Von Björn Finke, London

Trotz Brexit bleibt Großbritannien Spitze - zumindest in diesem Jahr: 2016 investierten in keinem anderen europäischen Staat mehr ausländische Konzerne. Deutschland liegt wie in den Vorjahren auf Rang zwei dieser Tabelle, welche die Berater von Ernst & Young (EY) jährlich erstellen. Die Fachleute zählen nur solche Investitionen ausländischer Unternehmen mit, die neue Standorte oder Arbeitsplätze schaffen. Firmenübernahmen oder Aktienkäufe durch Konzerne aus der Fremde werden nicht berücksichtigt. Die Rangliste zeigt daher, wie attraktiv Europas Staaten für internationale Unternehmen sind, die im Ausland Büros oder Fabriken eröffnen wollen.

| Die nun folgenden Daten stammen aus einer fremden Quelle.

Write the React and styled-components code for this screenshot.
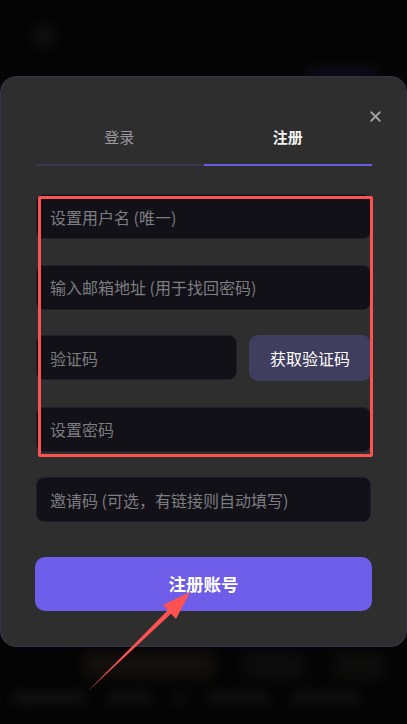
import React, { useState } from 'react'
import styled, { createGlobalStyle } from 'styled-components'
import { X } from 'lucide-react'

const GlobalStyle = createGlobalStyle`
  body {
    margin: 0;
    background: #060606;
    font-family: "Noto Sans CJK SC", "Noto Sans", sans-serif;
  }
  * { box-sizing: border-box; }
`

const Screen = styled.div`
  position: relative;
  width: 407px;
  height: 724px;
  overflow: hidden;
  background: #050505;
  padding-top: 76px;
`

// blurred page behind the dialog
const Backdrop = styled.div`
  position: absolute;
  inset: 0;
  display: flex;
  flex-direction: column;
  justify-content: space-between;
  filter: blur(6px);
  pointer-events: none;
`

const TopBar = styled.div`
  display: flex;
  justify-content: space-between;
  align-items: flex-end;
  padding: 26px 30px 0 34px;
  height: 76px;
`

const Blob = styled.div`
  width: ${({ w }) => w}px;
  height: ${({ h }) => h}px;
  border-radius: ${({ r }) => r ?? 6}px;
  background: ${({ c }) => c};
  align-self: ${({ top }) => (top ? 'flex-start' : 'auto')};
`

const BottomArea = styled.div`
  display: flex;
  flex-direction: column;
  gap: 16px;
  padding: 0 14px 22px;
`

const BlobRow = styled.div`
  display: flex;
  gap: ${({ gap }) => gap}px;
  align-items: center;
  padding-left: ${({ pl }) => pl ?? 0}px;
`

const Modal = styled.div`
  position: relative;
  height: 571px;
  background: #2e2e2f;
  border: 1px solid #35334b;
  border-radius: 16px;
  padding: 45px 34px 0;
`

const Close = styled.button`
  position: absolute;
  top: 31px;
  right: 22px;
  border: 0;
  background: none;
  padding: 0;
  color: #a3a3a6;
  display: flex;
`

const Tabs = styled.div`
  display: flex;
`

const Tab = styled.div`
  flex: 1;
  text-align: center;
  font-size: 15px;
  line-height: 22px;
  padding: 4px 0 16px;
  color: ${({ active }) => (active ? '#f2f2f2' : '#9a9a9e')};
  font-weight: ${({ active }) => (active ? 700 : 400)};
  border-bottom: 2px solid ${({ active }) => (active ? '#6b5ce6' : '#3a3652')};
`

const Form = styled.div`
  display: flex;
  flex-direction: column;
  gap: 25.5px;
  margin-top: 28px;
  padding: 0 1px 0 1px;
`

const Input = styled.input`
  width: 100%;
  height: 45px;
  min-width: 0;
  background: #121117;
  border: 1px solid #1f1e29;
  border-radius: 8px;
  padding: 0 13px;
  color: #eee;
  font-family: inherit;
  font-size: 16px;
  outline: none;
  &::placeholder {
    color: #7d7d82;
  }
`

const CodeRow = styled.div`
  display: flex;
  gap: 12px;
`

const CodeButton = styled.button`
  flex: 0 0 122px;
  height: 46px;
  border: 0;
  border-radius: 9px;
  background: #403e5e;
  color: #fff;
  font-family: inherit;
  font-size: 16px;
`

const Submit = styled.button`
  width: calc(100% + 2px);
  margin: 9px -1px 0;
  height: 54px;
  border: 0;
  border-radius: 10px;
  background: #6d5de8;
  color: #fff;
  font-family: inherit;
  font-size: 17.5px;
  font-weight: 700;
`

const Annotation = styled.div`
  position: absolute;
  left: 38px;
  top: 196px;
  width: 335px;
  height: 261px;
  border: 3px solid #fe5252;
  border-radius: 2px;
  pointer-events: none;
`

const Arrow = styled.svg`
  position: absolute;
  left: 0;
  top: 0;
  pointer-events: none;
`

export default function App() {
  const [tab, setTab] = useState('register')
  return (
    <>
      <GlobalStyle />
      <Screen>
        <Backdrop>
          <TopBar>
            <Blob w={20} h={20} r={10} c="#111" top />
            <Blob w={70} h={6} r={8} c="#15112a" />
          </TopBar>
          <BottomArea>
            <BlobRow gap={30} pl={70}>
              <Blob w={130} h={26} c="#130f0c" />
              <Blob w={60} h={26} c="#0b0c0b" />
              <Blob w={50} h={26} c="#0c0d0b" />
            </BlobRow>
            <BlobRow gap={24}>
              <Blob w={70} h={8} c="#171717" />
              <Blob w={42} h={8} c="#151515" />
              <Blob w={10} h={8} c="#141414" />
              <Blob w={60} h={8} c="#161616" />
              <Blob w={66} h={8} c="#151515" />
            </BlobRow>
          </BottomArea>
        </Backdrop>

        <Modal>
          <Close aria-label="关闭">
            <X size={17} strokeWidth={2.6} />
          </Close>
          <Tabs>
            <Tab active={tab === 'login'} onClick={() => setTab('login')}>登录</Tab>
            <Tab active={tab === 'register'} onClick={() => setTab('register')}>注册</Tab>
          </Tabs>
          <Form>
            <Input placeholder="设置用户名 (唯一)" />
            <Input placeholder="输入邮箱地址 (用于找回密码)" />
            <CodeRow>
              <Input placeholder="验证码" />
              <CodeButton>获取验证码</CodeButton>
            </CodeRow>
            <Input type="password" placeholder="设置密码" />
            <Input placeholder="邀请码 (可选，有链接则自动填写)" />
            <Submit>注册账号</Submit>
          </Form>
        </Modal>

        <Annotation />
        <Arrow width="407" height="724" viewBox="0 0 407 724">
          <polygon points="87,692 171,607 174,611" fill="#fe5252" />
          <polygon points="190,592 163,605 176,619" fill="#fe5252" />
        </Arrow>
      </Screen>
    </>
  )
}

Großbritannien führte diese Tabelle bislang immer an. Amerikanische Konzerne sind die wichtigsten Auslandsinvestoren in Europa, und diese Unternehmen bauen Büros und Werke am liebsten im Vereinigten Königreich oder - in kleinerem Umfang - in Irland auf. Die Sprache und das ähnliche Rechtssystem machen diese Staaten zu natürlichen Brückenköpfen für US-Firmen, die in Europa ihr Geschäft stärken wollen. Im vergangenen Jahr zählten die Berater 1144 ausländische Investitionsprojekte im Königreich, sieben Prozent mehr als 2015.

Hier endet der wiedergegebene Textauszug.